Hints of enhanced magnetic activity after the intermediate rotation period gap as traced by the chromospheric Ca ii infrared triplet
Hints of enhanced magnetic activity after the intermediate rotation period gap as traced by the chromospheric Ca ii infrared triplet
Diego Godoy-Rivera, Savita Mathur, Tyler Richey-Yowell, Angela R. G. Santos, Rafael A. Garcia, Desmond H. Grossmann, Zachary R. Claytor, Paul G. Beck
AbstractFor low-mass stars (M < 1.4 Msun), the connection between stellar rotation and magnetic activity governs stellar spin-down, shapes the environments of their exoplanets, and provides an age-diagnostic via magneto-gyro-chronology. Recently, unexpected phenomena known as the intermediate rotation period gap and the rotational stalling have been discovered. These are likely due to internal angular momentum redistribution, and mark departures from a smooth spin-down evolution. These features have been shown to cause enhanced magnetic activity on the photosphere, as measured by the photometric index from light curves (Sph), in both cluster and field stars. However, their influence on other magnetic activity proxies, and particularly in field stars, remains poorly understood. In this work, we study the impact of the intermediate-period gap on chromospheric magnetic activity as traced by the Ca ii infrared triplet (IRT) index. We target the stars observed by the Kepler mission, as this is the largest and most reliable sample of field stars with measured rotation periods sensitive to the gap.

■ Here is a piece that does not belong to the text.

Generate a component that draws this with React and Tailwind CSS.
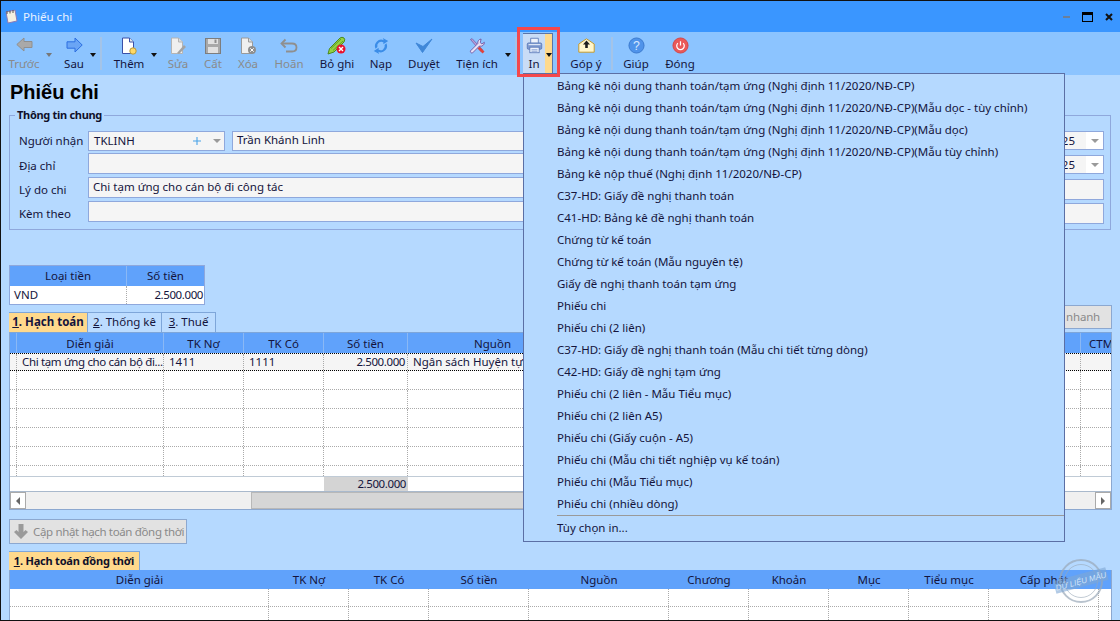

We calculate the Ca ii IRT index for the Kepler stars using the spectroscopic information from the Gaia mission data release three (DR3). We study the rotation-activity relation as a function of spectral type, finding that K dwarfs are more active than G dwarfs, which in turn are more active than F dwarfs. For main-sequence stars, we find that chromospheric magnetic activity is also enhanced after the intermediate-period gap, mirroring its effect on the photospheric Sph index. Our work reveals that the intermediate-period gap marks a genuine transition in stellar magnetic behavior, not only at the photosphere but also at the chromosphere. This highlights the need to account for its signatures across activity proxies, as well as its impact on exoplanet habitability and the age-rotation-activity relation.